[Philippine human rights violation] Duterte Harry fire and fury in the Philippines #9/120

The pro-Duterte Congress also threatened not to renew the franchise of the biggest TV network ABS-CBN, which had allegedly refused to air his political advertisements before the 2016 election. The same network had been shut down by Marcos in 1972 and its president imprisoned; the station finally went back on air again during the People Power revolution 14 years later. In January 2018 the Security and Exchange Commission revoked Rappler’s licence, accusing the online news site of violating laws over foreign ownership. Maria Ressa, its CEO, denied this and condemned the SEC’s decision as ‘a concerted effort to turn journalism into a crime’. Rapplerhad previously accused the government of ‘weaponising’ the internet through the deployment of pro-Duterte bloggers and trolls. The president had, in turn, branded Rapplera ‘fake news outlet’, and his spokesman said he had every ‘right to be angry and curse the press’.

But Duterte’s disgruntlement with sections of the Philippine press are not entirely without basis: some Filipino reporters have indeed been corrupted and are susceptible to influence peddlers. Journalism is a very poorly paid profession in the Philippines. As one newspaper editor, with decades in the business, but who asked to remain anonymous, put it: ‘In this country, we have a culture of “envelopmental journalism”. Often, at press conferences, there is a little envelope, containing a “gift”, in return for promotional favours.
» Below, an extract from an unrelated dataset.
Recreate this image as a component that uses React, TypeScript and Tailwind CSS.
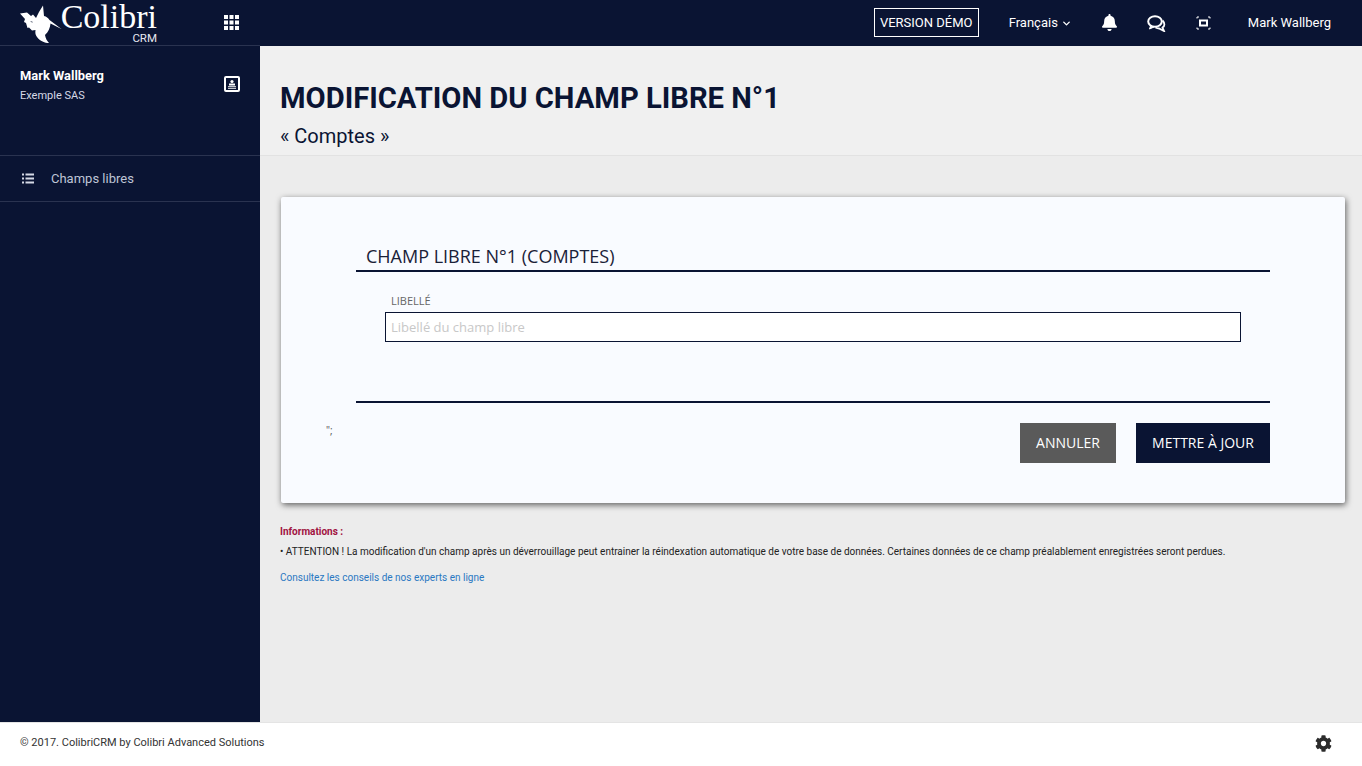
import React from "react";
import { LuChevronDown } from "react-icons/lu";
import { FaBell, FaCog } from "react-icons/fa";

const Bird = () => (
  <svg width="42" height="42" viewBox="0 0 42 42" className="shrink-0">
    <path fill="#fff" d="M0 11.5 L7 10.5 L11 14 L13 12.5 L16 16 L19 10 L23 3.5 L24 14 C26.5 14.5 28 16 29.5 18 L41.5 27 L30.5 21.5 C30 26 28.5 30 25 33 C25.5 36 27 39 29 41 C25 41 20 39 17 35 C15.5 33 15 31 15.5 28 L12 28.5 L9 25.5 L7.5 26 L6 21 L4 20 L5 17 Z" />
    <path fill="#0a1433" d="M10 19 L13 20 L12 20.5 Z" />
  </svg>
);

const GridIcon = () => (
  <svg width="15" height="15" viewBox="0 0 15 15" fill="#fff" className="shrink-0">
    <rect x="0" y="0" width="4" height="4" />
    <rect x="5.5" y="0" width="4" height="4" />
    <rect x="11" y="0" width="4" height="4" />
    <rect x="0" y="5.5" width="4" height="4" />
    <rect x="5.5" y="5.5" width="4" height="4" />
    <rect x="11" y="5.5" width="4" height="4" />
    <rect x="0" y="11" width="4" height="4" />
    <rect x="5.5" y="11" width="4" height="4" />
    <rect x="11" y="11" width="4" height="4" />
  </svg>
);

const Chat = () => (
  <svg width="19" height="17" viewBox="0 0 19 17" fill="none" stroke="#fff" strokeWidth="2">
    <ellipse cx="8" cy="6.5" rx="6.8" ry="5.3" />
    <path d="M3.5 11 L2.5 14 L7 12" fill="#fff" strokeWidth="1" />
    <path d="M15.5 5.5 C18 8 18 11 15.5 12.5 L17 16 L12 13.5 C10.5 13.5 9.5 13 8.5 12.5" strokeWidth="1.8" />
  </svg>
);

const FocusIcon = () => (
  <svg width="15" height="14" viewBox="0 0 15 14" fill="none" stroke="#fff">
    <path d="M1 2.5 V1 H3 M12 1 H14 V2.5 M1 11.5 V13 H3 M12 13 H14 V11.5" strokeWidth="1" />
    <rect x="4" y="4.5" width="7" height="5" strokeWidth="2" />
  </svg>
);

const ContactIcon = () => (
  <svg width="16" height="16" viewBox="0 0 16 16">
    <rect x="1" y="1" width="14" height="14" rx="1" fill="none" stroke="#fff" strokeWidth="2" />
    <circle cx="8" cy="5.5" r="1.6" fill="#fff" />
    <path fill="#fff" d="M5 7.5 H11 V9.5 H5 Z M4 10.3 H12 V11.2 H4 Z M4 12 H12 V12.8 H4 Z" />
  </svg>
);

const ListIcon = () => (
  <svg width="12" height="11" viewBox="0 0 12 11" fill="#d5d9e6">
    <rect x="0" y="0.5" width="2" height="2" />
    <rect x="3.5" y="0.5" width="8.5" height="2" />
    <rect x="0" y="4.5" width="2" height="2" />
    <rect x="3.5" y="4.5" width="8.5" height="2" />
    <rect x="0" y="8.5" width="2" height="2" />
    <rect x="3.5" y="8.5" width="8.5" height="2" />
  </svg>
);

export default function App() {
  return (
    <div className="flex h-[766px] w-full flex-col overflow-hidden bg-[#ececec] font-['Roboto',sans-serif]">
      <header className="flex h-[46px] shrink-0 items-center bg-[#0a1433] text-white">
        <div className="flex h-full w-[260px] shrink-0 items-center border-b border-[#2a3350] pl-[20px]">
          <Bird />
          <div className="flex w-[95px] flex-col items-end pt-[1px]">
            <span className="font-['Liberation_Serif',serif] text-[34px] leading-[30px] whitespace-nowrap">Colibri</span>
            <span className="text-[11.5px] leading-[12px] text-[#e6e8f0]">CRM</span>
          </div>
          <span className="ml-[67px] flex"><GridIcon /></span>
        </div>
        <div className="flex h-full flex-1 items-center justify-end pr-[31px] text-[13px]">
          <span className="mb-[1px] flex h-[29px] w-[105px] items-center justify-center border border-white">VERSION DÉMO</span>
          <span className="ml-[30px] flex items-center gap-[3px]">Français <LuChevronDown strokeWidth={3} className="text-[11px]" /></span>
          <FaBell className="ml-[29px] mb-[1px] text-[17px]" />
          <span className="ml-[29px] flex"><Chat /></span>
          <span className="ml-[30px] flex"><FocusIcon /></span>
          <span className="ml-[37px]">Mark Wallberg</span>
        </div>
      </header>

      <div className="flex min-h-0 flex-1">
        <aside className="w-[260px] shrink-0 bg-[#0a1433]">
          <div className="flex h-[110px] items-start justify-between border-b border-[#2a3350] pl-[20px] pr-[20px] pt-[22px]">
            <div>
              <div className="text-[12.9px] leading-[15px] font-bold text-white">Mark Wallberg</div>
              <div className="mt-[6px] text-[11px] leading-[13px] text-[#d5d9e6]">Exemple SAS</div>
            </div>
            <span className="mt-[8px] flex"><ContactIcon /></span>
          </div>
          <div className="flex h-[46px] items-center border-b border-[#2a3350] pl-[22px] text-[13px] text-[#bfc5d6]">
            <ListIcon />
            <span className="ml-[17px]">Champs libres</span>
          </div>
        </aside>

        <main className="min-w-0 flex-1">
          <div className="h-[110px] border-b border-[#e2e2e2] bg-[#f0f0f0] pl-[20px] pt-[34px]">
            <h1 className="text-[29.2px] leading-[36px] font-bold text-[#0a1433]">MODIFICATION DU CHAMP LIBRE N°1</h1>
            <p className="mt-[8px] text-[20px] leading-[24px] text-[#0a1433]">« Comptes »</p>
          </div>

          <div className="px-[17px] pl-[21px] pt-[41px]">
            <section className="h-[306px] rounded-[2px] bg-[#f9fbff] pl-[75px] pr-[75px] pt-[46px] font-['Open_Sans',sans-serif] shadow-[1px_2px_6px_rgba(0,0,0,0.6)]">
              <h2 className="border-b-2 border-[#0a1433] pb-[1px] pl-[10px] text-[18px] leading-[26px] text-[#1a2138]">CHAMP LIBRE N°1 (COMPTES)</h2>
              <div className="pl-[29px] pr-[29px] pt-[22px]">
                <label className="block pl-[6px] text-[11px] leading-[14px] text-[#666]">LIBELLÉ</label>
                <div className="mt-[4px] flex h-[30px] items-center border border-[#0a1433] bg-white pl-[5px] pt-[1px] text-[13px] text-[#c8c8c8]">Libellé du champ libre</div>
              </div>
              <div className="mt-[59px] border-t-2 border-[#0a1433]" />
              <div className="relative mt-[20px] flex justify-end gap-[20px]">
                <span className="absolute left-[-30px] top-0 text-[10px] text-[#555]">";</span>
                <button className="flex h-[40px] w-[96px] items-center justify-center bg-[#5a5a5a] pb-[2px] text-[14px] text-white">ANNULER</button>
                <button className="flex h-[40px] w-[134px] items-center justify-center bg-[#0a1433] pb-[2px] text-[14px] text-white">METTRE À JOUR</button>
              </div>
            </section>

            <div className="ml-[-1px] pt-[23px] text-[10px] leading-[12px]">
              <div className="font-bold text-[#a0123f]">Informations :</div>
              <div className="mt-[8px] text-[#222]">• ATTENTION ! La modification d'un champ après un déverrouillage peut entrainer la réindexation automatique de votre base de données. Certaines données de ce champ préalablement enregistrées seront perdues.</div>
              <div className="mt-[14px] text-[#2a78c2]">Consultez les conseils de nos experts en ligne</div>
            </div>
          </div>
        </main>
      </div>

      <footer className="flex h-[44px] shrink-0 items-center justify-between border-t border-[#e4e4e4] bg-white pb-[2px] pl-[20px] pr-[30px] text-[11px] text-[#333]">
        <span>© 2017. ColibriCRM by Colibri Advanced Solutions</span>
        <FaCog className="text-[17px] text-[#2b2b2b]" />
      </footer>
    </div>
  );
}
The temptation is not easy to resist.’ They’re all at it, the editor said — congressmen, senators, governors, and mayors. And Mayor Duterte Harry, it is widely alleged by insiders, was no exception, with scores of Davao journalists in his pocket, offered exclusive access or foreign trips in exchange for favourable coverage.
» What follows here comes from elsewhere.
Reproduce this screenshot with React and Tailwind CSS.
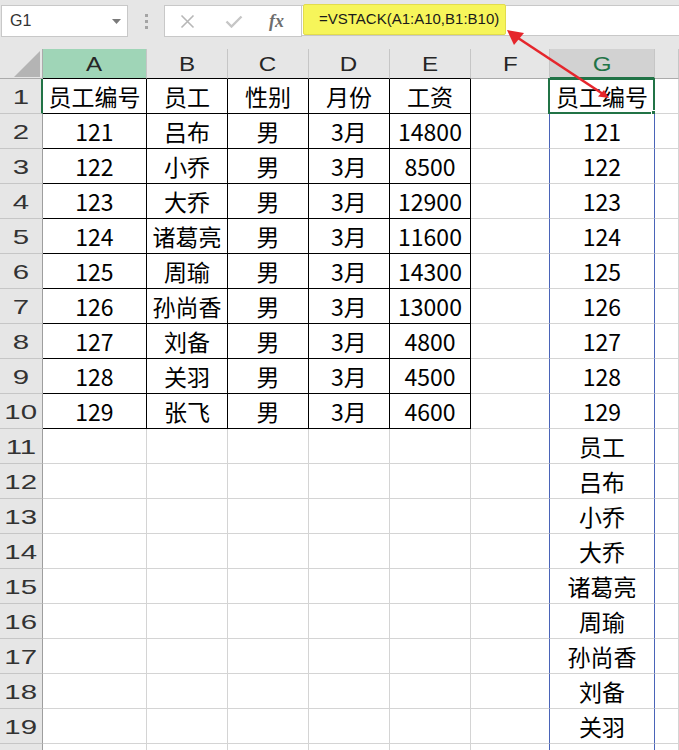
import React from "react";

const data = [
    ["员工编号", "员工", "性别", "月份", "工资"],
    ["121", "吕布", "男", "3月", "14800"],
    ["122", "小乔", "男", "3月", "8500"],
    ["123", "大乔", "男", "3月", "12900"],
    ["124", "诸葛亮", "男", "3月", "11600"],
    ["125", "周瑜", "男", "3月", "14300"],
    ["126", "孙尚香", "男", "3月", "13000"],
    ["127", "刘备", "男", "3月", "4800"],
    ["128", "关羽", "男", "3月", "4500"],
    ["129", "张飞", "男", "3月", "4600"],
];

// VSTACK(A1:A10,B1:B10)
const stacked = data.map((r) => r[0]).concat(data.map((r) => r[1]));

const letters = ["A", "B", "C", "D", "E", "F", "G", ""];
const cellFont = { fontFamily: '"Noto Sans CJK SC", "Noto Sans", sans-serif' };
const hdrFont = { fontFamily: '"Liberation Sans", Arial, sans-serif' };

function colHeaderClass(i) {
    if (i === 0) return "bg-[#9fd5b7] border-r border-[#c6c6c6] border-b border-b-black text-[#262626]";
    if (i < 5) return "bg-[#e6e6e6] border-r border-[#c6c6c6] border-b border-b-black text-[#262626]";
    if (i === 6) return "bg-[#d2d2d2] border-r border-[#c6c6c6] border-b-2 border-b-[#217346] text-[#217346]";
    return "bg-[#e6e6e6] border-r border-[#c6c6c6] border-b border-b-[#ababab] text-[#262626]";
}

function cellClass(row, col) {
    // row is 1-based, col 0..7
    if (row <= 10 && col < 5) return "border-r border-b border-black";
    if ((col === 5 || col === 6) && row <= 20) return "border-r border-b border-r-[#4a64b8] border-b-[#d4d4d4]";
    return "border-r border-b border-[#d4d4d4]";
}

function cellText(row, col) {
    if (row <= 10 && col < 5) return data[row - 1][col];
    if (col === 6 && row <= 20) return stacked[row - 1];
    return "";
}

function TopBar() {
    return (
        <div className="h-[49px] bg-[#e6e6e6] flex items-start pt-[5px]">
            <div className="ml-[1px] w-[127px] h-[32px] bg-white border border-[#c8c8c8] flex items-center justify-between pl-[8px] pr-[6px]">
                <span className="text-[16px] text-[#333]" style={hdrFont}>G1</span>
                <svg width="9" height="5" viewBox="0 0 9 5"><path d="M0 0h9L4.5 5z" fill="#7a7a7a" /></svg>
            </div>
            <div className="ml-[17px] mt-[9px] flex flex-col gap-[3px]">
                <span className="w-[3px] h-[3px] bg-[#a4a4a4]" />
                <span className="w-[3px] h-[3px] bg-[#a4a4a4]" />
                <span className="w-[3px] h-[3px] bg-[#a4a4a4]" />
            </div>
            <div className="ml-[16px] w-[138px] h-[32px] bg-white border border-[#c8c8c8] flex items-center">
                <svg className="ml-[15px]" width="15" height="15" viewBox="0 0 15 15">
                    <path d="M1.5 1.5l12 12M13.5 1.5l-12 12" stroke="#b7b7b7" strokeWidth="1.6" />
                </svg>
                <svg className="ml-[30px]" width="18" height="13" viewBox="0 0 18 13">
                    <path d="M1.5 6.5l5 5L16.5 1.5" stroke="#c6c6c6" strokeWidth="2.4" fill="none" />
                </svg>
                <span
                    className="ml-[26px] text-[18px] italic font-bold text-[#6e6e6e] leading-none"
                    style={{ fontFamily: '"Liberation Serif", "Times New Roman", serif' }}>
                    fx
                </span>
            </div>
            <div className="flex-1 h-[31px] bg-white border-y border-[#c8c8c8] relative">
                <div className="absolute left-[1px] top-[-2px] w-[203px] h-[31px] bg-[#f6f55a] border border-[#e2dc4c] rounded-[2px] flex items-center pl-[15px]">
                    <span className="text-[15px] text-[#1a1a1a]" style={hdrFont}>
                        =VSTACK(A1:A10,B1:B10)
                    </span>
                </div>
            </div>
        </div>
    );
}

function HeaderRow() {
    return (
        <div className="grid grid-cols-[43px_104px_81px_81px_81px_81px_79px_105px_1fr] grid-rows-[30px] h-[30px]">
            <div className="bg-[#e6e6e6] border-r border-b border-[#ababab] flex items-end justify-end pr-[2px] pb-[1px] overflow-hidden">
                <svg width="26" height="26" viewBox="0 0 26 26"><path d="M26 0V26H0z" fill="#b4b4b4" /></svg>
            </div>
            {letters.map((l, i) => (
                <div
                    key={i}
                    className={"flex items-center justify-center text-[21px] leading-none overflow-hidden " + colHeaderClass(i)}
                    style={hdrFont}>
                    <span className="inline-block scale-x-[1.15]">{l}</span>
                </div>
            ))}
        </div>
    );
}

function Row({ n }) {
    return (
        <div className="grid grid-cols-[43px_104px_81px_81px_81px_81px_79px_105px_1fr] grid-rows-[35px] h-[35px]">
            <div
                className={
                    "bg-[#e6e6e6] border-b border-b-[#c6c6c6] border-r flex items-center justify-center text-[21px] leading-none text-[#333] " +
                    (n === 1 ? "border-r-2 border-r-[#217346]" : "border-r-[#9e9e9e]")
                }
                style={hdrFont}>
                <span className="inline-block scale-x-[1.4]">{n}</span>
            </div>
            {letters.map((l, c) => (
                <div
                    key={c}
                    className={"relative bg-white flex items-center justify-center text-[23px] leading-none text-black " + cellClass(n, c)}
                    style={cellFont}>
                    {cellText(n, c)}
                    {n === 1 && c === 6 && (
                        <>
                            <div className="absolute left-[-2px] top-[-1px] right-[-1px] bottom-[-1px] border-2 border-[#217346]" />
                            <div className="absolute right-[-4px] bottom-[-4px] w-[7px] h-[7px] bg-[#217346] border border-white" />
                        </>
                    )}
                </div>
            ))}
        </div>
    );
}

function Arrow() {
    return (
        <svg className="absolute left-0 top-0 pointer-events-none" width="679" height="750" viewBox="0 0 679 750">
            <line x1="515" y1="36" x2="606" y2="96" stroke="#e5262c" strokeWidth="2.6" />
            <path d="M507 30L524 33L514 45z" fill="#e5262c" />
            <path d="M609 98L598 96.5L604 90z" fill="#e5262c" />
        </svg>
    );
}

export default function App() {
    const rows = Array.from({ length: 20 }, (_, i) => i + 1);
    return (
        <div className="relative w-[679px] h-[750px] overflow-hidden bg-white">
            <TopBar />
            <HeaderRow />
            {rows.map((n) => (
                <Row key={n} n={n} />
            ))}
            <Arrow />
        </div>
    );
}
The foreign press is not, I discovered, entirely without blame — although their pecuniary dilemmas come in a different guise. Unlike other countries in this region, ‘chequebook journalism’ prevails in the Philippines, where interviewees are not always minded to divulge something for nothing and past precedent has now made things harder. On one notable and unbelievably frustrating occasion, I was forced to walk away from a well-placed contact, a whistle-blower I had sought to cultivate, because of a last-minute demand for a fistful of dollars in exchange for information. Over the months, I was to learn of other questionable transactions between foreign journalists (from various countries) and their sources. ‘Reimbursements’ to sources are a grey area, however, and some journalists take a less Manichean view when it comes to reimbursing ‘costs’ to sometimes extremely poor people. The danger is when reimbursements for time, travel, and expenses mutate into paid inducements to talk, which, in the view of most journalists, crosses a professional ethical boundary and undermines the credibility of claims made. To the best of my knowledge, none of the reports I have cited draws on the testimony of paid sources.

There were no Manila envelopes stuffed full of pesos on show in Malacañang Palace late one night, when President Duterte called a news conferences after a notoriously grim episode in his war on drugs. Predictably, the president was running late, so, as the Philippine press corps gossiped and cameramen elbowed for position, there was time to take in the surroundings. We had been ushered into the grand wood-panelled Heroes’ Hall, a large reception room decorated with elaborate glass chandeliers, ornate mirrors, and portraits of the 16 presidents of the inde-pendent Philippine Republic, independent from the United States since the Treaty of Manila was signed in 1946.

On the wall to my immediate right was an oil painting of a beaming, fresh-faced Ferdinand Marcos, who, after his overthrow, died ignominiously in exile in Hawaii in 1989. The dead despot spent the next 27 years in a glass box in his home province, attended by his loving widow, Imelda (whose nickname for her husband was ‘Andy’). His badly embalmed body had reportedly begun to ‘melt’ by the time Duterte ordered his burial in Manila, in the Cemetery of Heroes, five months into his presidency. (It’s now believed that the body on display for all those years was actually a wax effigy, not actually Andy’s corpse, as the family have always claimed.)

The decision to glorify such a controversial and disgraced figure, and caving in to the wishes of the Marcos family, sent shock waves around the country and triggered protests in Manila, but Duterte got away with it. He has openly expressed admiration for Marcos, once describing him as the country’s best president, and on another occasion saying that martial law under Marcos had been ‘very good’.